Additional information

Verify the field of view at any time by selecting the ‘Camera Setup’ function. If you wish to preserve the current angle of view, press the X button. If you wish to change the angle of view, press the OK button and follow the directions above in Chapter 2.6.

2.7 Set manual focus or autofocus

Focus is very important when capturing panoramas with the EPIC Pro. By paying close attention to the focus both before and during shooting, you can create panoramas wih ulta high resolition and incredible clarity in their detail. By not paying close attention to focus, the amount of time and effort spent capturing a large 1000 photograph panorama may not generate as good of results as the same panorama using a shorter focal length and 400 photographs.

Manual Focus
Consistent Focus
The use of manual focus to capture a panorama reduces the risk of missing photos, inconsistent focus, or complete lack of focus. When you choose to use manual focus, you are assured that the focus will remain consistent over all areas of the panorama. You will also not need to be so concerned about missing an image in a large panorama. Consult a depth of field table to become familiar with the distances which will have an acceptable sharpness.

Maximize Depth of Field
Depth of field is a function of:

  1. Aperture - diameter of diaphragm opening. Decreasing the diameter will increase the DOF. Increasing the aperture value too much, such as f/22 versus f/8 through f/16 will result in diminishing returns in sharpness due to diffraction losses.
  2. Focal length - distance from image sensor plane to principle point. Decreasing the focal length will increase the DOF.
  3. Distance to subject - increasing the distance to the closest point that needs to be acceptably sharp increases the DOF.
  4. Size of image sensor ( full frame, partial frame, point and shoot ) A smaller size sensor will increase the DOF.
  5. Circle of confusion - diameter of circle considered to be one point. This is not a camera setting, but a definition of what is considered to be sharp. You need to pay attention to this value so that you do not misinterpret the depth of field. When the circle of confusion diameter is increased ( what is considered to be one point ) the standard for what is is considered to be acceptably sharp decreases.

Plan your Panorama
If you have time to plan the capture of a panorama, the measuring tool on Google Earth allows you to measure the potential distances involved. Google Earth also has a tool for visualizing the lighting conditions with respect to the time of day and the date.

Auto Focus
There are situations when auto focus is a better choice, than manual focus for increasing the sharpness of a panorama. One example is a crowd of people or a building that are at an angle and span a large distance. You will not be able to increase the depth of field to cover the entire distance, especially if you are using a longer focal length. You can use autofocus to shift the center of focus closer or farther for each position in the panorama if you have a suitable situation for autofocus. There are advantages and difficulties with each method depending upon the particular situation. The ‘Shutter length’ setting in the ‘Expert options’ and using a faster lens with a minimum aperture value such as f/2.8 versus f/5.6 are two ways to make autofocus work better. Another important hardware consideration is the autofocus system of the particular camera body that you are using.

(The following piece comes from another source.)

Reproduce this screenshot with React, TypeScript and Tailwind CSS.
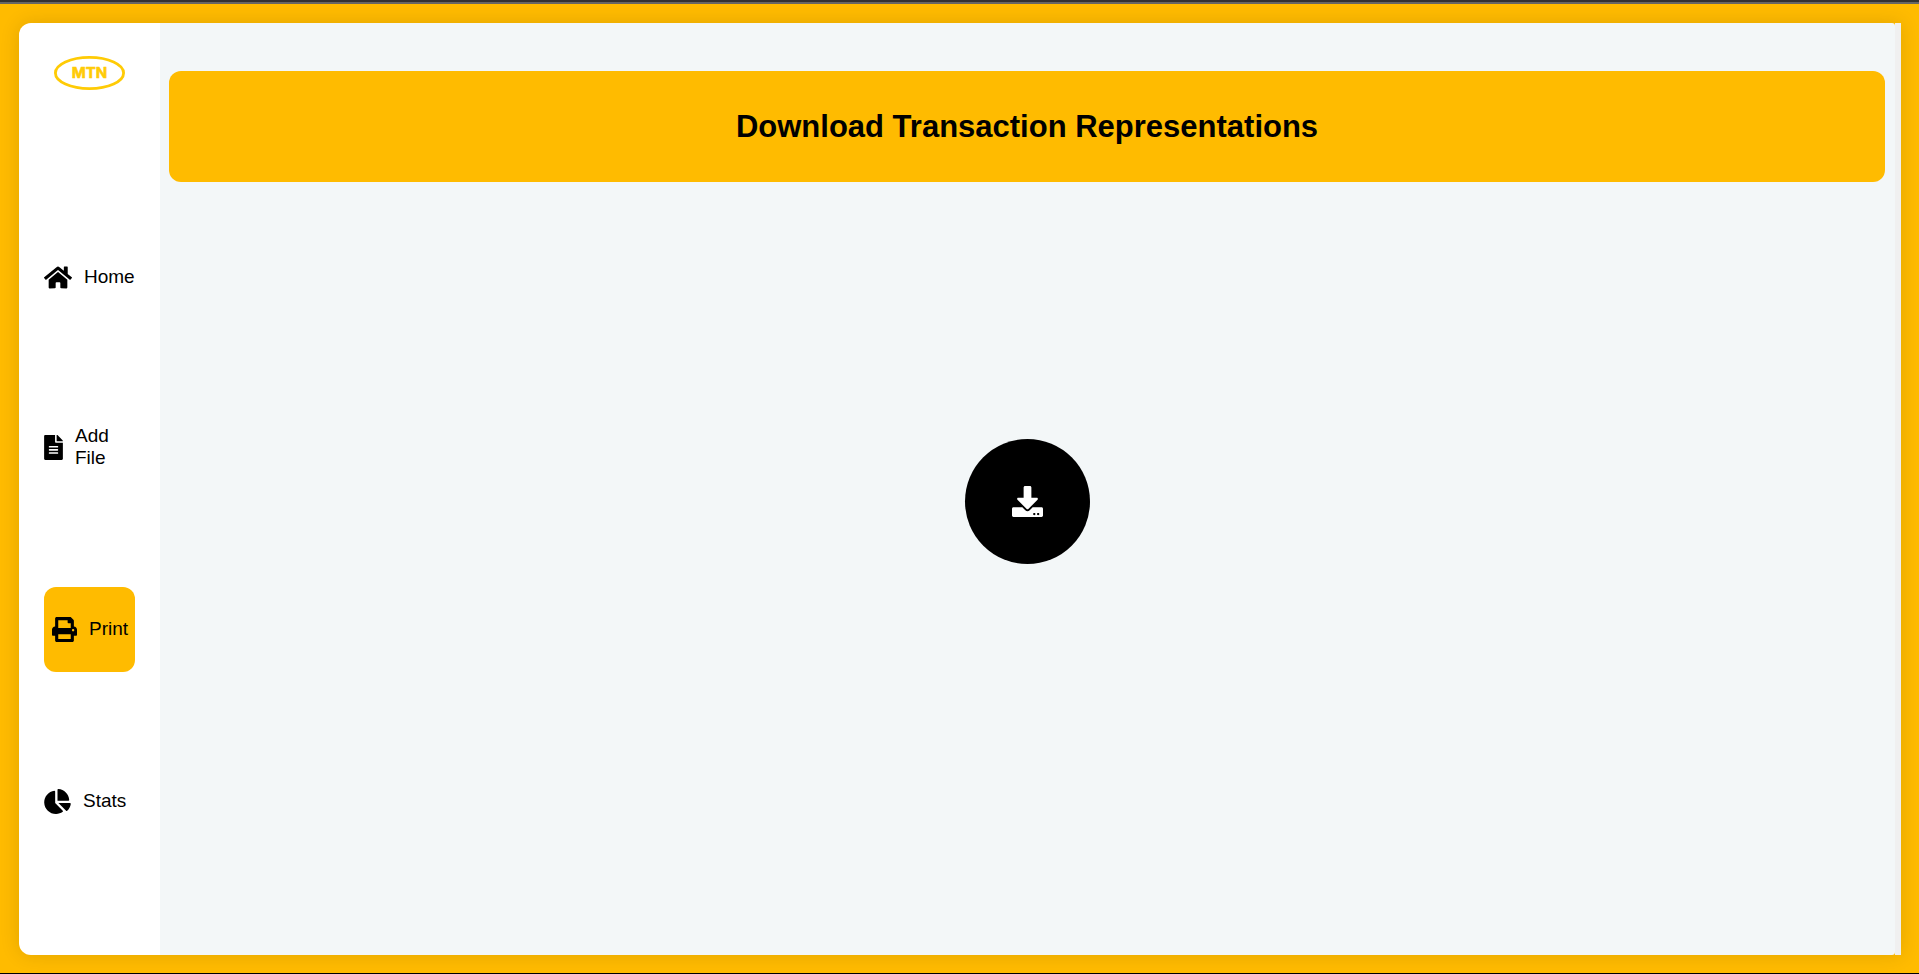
import { FaChartPie, FaDownload, FaFileAlt, FaHome, FaPrint } from "react-icons/fa";

function Logo() {
  return (
    <svg viewBox="0 0 71 34" className="h-[34px] w-[71px]" role="img" aria-label="MTN">
      <ellipse cx="35.5" cy="17" rx="34.1" ry="15.6" fill="none" stroke="#ffcb05" strokeWidth="2.8" />
      <text
        x="35.5"
        y="22.3"
        textAnchor="middle"
        fill="#ffcb05"
        stroke="#ffcb05"
        strokeWidth="0.6"
        className="font-['Inter',sans-serif] text-[15px] font-bold"
      >
        MTN
      </text>
    </svg>
  );
}

const links = [
  { label: "Home", Icon: FaHome, icon: "w-7", box: "h-[61px]" },
  { label: "Add File", Icon: FaFileAlt, icon: "w-[19px]", box: "h-[81px]" },
  { label: "Print", Icon: FaPrint, icon: "w-[25px]", box: "h-[85px] rounded-xl bg-[#ffbb00] px-2", current: true },
  { label: "Stats", Icon: FaChartPie, icon: "w-[27px]", box: "h-[61px]" },
];

function Sidebar() {
  return (
    <aside className="flex w-[141px] shrink-0 flex-col rounded-l-xl bg-white px-[25px] pt-[33px]">
      <a href="#home" className="self-center">
        <Logo />
      </a>
      <nav className="mt-[157px] flex flex-col gap-[99px]">
        {links.map(({ label, Icon, icon, box, current }) => (
          <a
            key={label}
            href={"#" + label.toLowerCase().replace(" ", "-")}
            aria-current={current ? "page" : undefined}
            className={"flex items-center gap-3 text-[19px] leading-[22px] text-black " + box}
          >
            <Icon className={"h-[25px] shrink-0 " + icon} aria-hidden="true" />
            <span className="pb-0.5">{label}</span>
          </a>
        ))}
      </nav>
    </aside>
  );
}

export default function App() {
  return (
    <div className="flex min-h-screen flex-col border-t-2 border-b border-t-[#333333] border-b-black bg-[#ffbb00] font-['Liberation_Sans',Arial,sans-serif]">
      <div className="h-0.5 bg-[#666666]" />
      <div className="mt-[19px] mr-[18px] mb-[18px] ml-[19px] flex grow rounded-l-xl shadow-[0_0_20px_rgba(0,0,0,0.12)]">
        <Sidebar />
        <main className="flex grow flex-col rounded-r-[3px] bg-[#f3f7f8] pt-12 pr-[10px] pl-[9px]">
          <header className="flex h-[111px] items-center justify-center rounded-xl bg-[#ffbb00]">
            <h1 className="text-[31px] leading-9 font-bold text-black">Download Transaction Representations</h1>
          </header>
          <div className="flex grow justify-center pt-[257px]">
            <button
              type="button"
              aria-label="Download"
              className="flex size-[125px] items-center justify-center rounded-full bg-black text-white"
            >
              <FaDownload className="size-[31px]" aria-hidden="true" />
            </button>
          </div>
        </main>
        <div className="w-1.5 shrink-0 bg-[#f0f0f0]" />
      </div>
    </div>
  );
}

Potential subject problems
Multiple objects at different distances - may need to reduce focus points used or temporarily switch to manual focus for that region of the panorama. Areas devoid of discernable features - need to use manual focus for entire or part of panorama. There needs to be discernable features where the camera body focus points are located.

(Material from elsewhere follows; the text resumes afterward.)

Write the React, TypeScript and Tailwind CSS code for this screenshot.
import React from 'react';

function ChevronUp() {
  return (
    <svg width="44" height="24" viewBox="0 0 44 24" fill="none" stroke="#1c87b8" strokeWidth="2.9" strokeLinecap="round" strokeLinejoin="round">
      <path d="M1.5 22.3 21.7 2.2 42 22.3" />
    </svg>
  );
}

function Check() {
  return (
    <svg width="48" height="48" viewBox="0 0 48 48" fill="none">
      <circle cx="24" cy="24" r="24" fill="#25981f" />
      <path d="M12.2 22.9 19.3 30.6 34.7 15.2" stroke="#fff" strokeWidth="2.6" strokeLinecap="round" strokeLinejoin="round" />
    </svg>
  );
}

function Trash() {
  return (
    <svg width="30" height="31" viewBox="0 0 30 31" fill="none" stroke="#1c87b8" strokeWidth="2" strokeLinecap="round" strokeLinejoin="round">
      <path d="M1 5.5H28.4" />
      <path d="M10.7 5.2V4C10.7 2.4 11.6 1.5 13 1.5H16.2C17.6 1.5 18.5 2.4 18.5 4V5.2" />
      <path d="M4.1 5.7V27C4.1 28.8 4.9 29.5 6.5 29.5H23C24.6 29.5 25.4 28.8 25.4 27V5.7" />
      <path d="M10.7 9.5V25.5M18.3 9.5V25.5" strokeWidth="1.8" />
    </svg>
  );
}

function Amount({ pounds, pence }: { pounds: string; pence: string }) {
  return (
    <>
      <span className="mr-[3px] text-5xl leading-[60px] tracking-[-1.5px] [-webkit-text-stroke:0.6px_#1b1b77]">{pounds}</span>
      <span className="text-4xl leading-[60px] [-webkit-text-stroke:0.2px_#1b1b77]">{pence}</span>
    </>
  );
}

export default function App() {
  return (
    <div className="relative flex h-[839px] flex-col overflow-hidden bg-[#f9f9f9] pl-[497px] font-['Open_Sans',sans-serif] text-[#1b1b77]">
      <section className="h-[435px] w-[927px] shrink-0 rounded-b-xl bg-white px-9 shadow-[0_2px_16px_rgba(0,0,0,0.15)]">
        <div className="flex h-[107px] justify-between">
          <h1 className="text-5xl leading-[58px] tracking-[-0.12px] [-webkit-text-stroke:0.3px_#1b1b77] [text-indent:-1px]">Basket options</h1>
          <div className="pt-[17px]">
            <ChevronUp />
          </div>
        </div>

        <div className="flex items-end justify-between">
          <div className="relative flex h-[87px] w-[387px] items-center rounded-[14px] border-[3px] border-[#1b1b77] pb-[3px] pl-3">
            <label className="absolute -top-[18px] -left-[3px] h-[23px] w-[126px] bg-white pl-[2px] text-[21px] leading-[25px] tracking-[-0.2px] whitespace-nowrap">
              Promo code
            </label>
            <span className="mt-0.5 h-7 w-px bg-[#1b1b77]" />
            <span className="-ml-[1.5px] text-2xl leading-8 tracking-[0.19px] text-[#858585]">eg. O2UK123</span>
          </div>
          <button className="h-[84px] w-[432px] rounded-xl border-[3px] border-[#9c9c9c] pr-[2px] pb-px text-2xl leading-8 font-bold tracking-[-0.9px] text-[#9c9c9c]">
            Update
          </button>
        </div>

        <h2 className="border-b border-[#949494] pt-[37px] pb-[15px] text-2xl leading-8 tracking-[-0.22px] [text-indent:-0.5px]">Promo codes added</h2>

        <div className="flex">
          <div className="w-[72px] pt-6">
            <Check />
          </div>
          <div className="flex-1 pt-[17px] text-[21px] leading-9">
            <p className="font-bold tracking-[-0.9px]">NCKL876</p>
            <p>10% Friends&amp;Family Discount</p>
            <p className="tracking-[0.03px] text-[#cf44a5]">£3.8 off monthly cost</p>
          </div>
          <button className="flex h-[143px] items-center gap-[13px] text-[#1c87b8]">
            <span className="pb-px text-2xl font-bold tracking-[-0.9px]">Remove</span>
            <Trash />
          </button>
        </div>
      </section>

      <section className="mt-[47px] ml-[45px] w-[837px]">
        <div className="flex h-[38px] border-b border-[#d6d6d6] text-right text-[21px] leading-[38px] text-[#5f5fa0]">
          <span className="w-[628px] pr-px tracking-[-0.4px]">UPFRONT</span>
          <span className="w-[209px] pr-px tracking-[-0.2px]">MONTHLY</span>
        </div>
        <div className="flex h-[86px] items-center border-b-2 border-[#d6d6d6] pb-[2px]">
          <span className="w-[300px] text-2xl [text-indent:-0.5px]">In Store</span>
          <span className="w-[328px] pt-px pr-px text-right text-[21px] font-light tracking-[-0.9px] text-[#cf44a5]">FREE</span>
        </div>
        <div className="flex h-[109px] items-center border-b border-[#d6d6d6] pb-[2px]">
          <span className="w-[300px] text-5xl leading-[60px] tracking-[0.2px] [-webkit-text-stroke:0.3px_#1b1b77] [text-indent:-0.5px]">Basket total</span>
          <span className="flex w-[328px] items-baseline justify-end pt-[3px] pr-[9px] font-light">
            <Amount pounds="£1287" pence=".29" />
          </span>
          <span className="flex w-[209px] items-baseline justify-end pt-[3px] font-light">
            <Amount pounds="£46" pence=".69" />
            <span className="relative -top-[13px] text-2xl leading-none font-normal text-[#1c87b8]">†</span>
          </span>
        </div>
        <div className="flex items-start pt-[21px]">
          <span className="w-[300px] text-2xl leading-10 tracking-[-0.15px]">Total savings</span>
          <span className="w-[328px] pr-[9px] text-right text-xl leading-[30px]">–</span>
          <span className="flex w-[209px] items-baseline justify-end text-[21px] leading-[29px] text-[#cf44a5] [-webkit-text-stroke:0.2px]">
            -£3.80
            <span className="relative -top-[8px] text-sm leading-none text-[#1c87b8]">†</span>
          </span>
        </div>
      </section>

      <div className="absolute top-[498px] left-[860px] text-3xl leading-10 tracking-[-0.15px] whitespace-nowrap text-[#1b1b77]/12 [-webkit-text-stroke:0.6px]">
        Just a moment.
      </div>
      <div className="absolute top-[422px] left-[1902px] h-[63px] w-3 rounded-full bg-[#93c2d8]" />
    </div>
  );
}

Moving objects - May need to repeat particular photograph or pause panorama Enough light - May need to use better equipment such as a faster lens such as f/2.8 versus f5.6. May need to use manual focus

Important auto focus camera settings include:

  1. A faster lens with a lower minimum aperture value such as f2.8 versus f5.6. The aperture value is inversely proportional to the diaphragm diameter. A wider opening allows more light to hit the autofocus sensor.
  2. A focus policy where a photograph is taken only if good focus is achieved versus a release policy where the photograph will be taken regardless of whether good focus has been achieved. Increase the ‘Shutter Length’ setting to increase the amount of time that the focus signal is asserted.
  3. The auto focus mode such as single servo, continuous servo, or mixed.
  4. The focus points that are selected.

With Canon DSLR cameras the auto focus mode is tied to the release or focus policy.

Nikon cameras have a default release priority or focus priority which may be changed using the camera menu system.

You can use a combination of auto focus and manual focus in difficult lighting situations, such as blue sky, smooth water, or bright lights.

2.8 Test your set-up

You get the best panoramas when two consecutive pictures overlap by about a third. The best way to test whether your setup is all right is to take a 2x2 panorama. Use the instructions in Chapter 3 to take a panorama, and preview the images in your camera. If you don’t see a good overlap despite following the instructions, go back and adjust your EPIC Pro set-up.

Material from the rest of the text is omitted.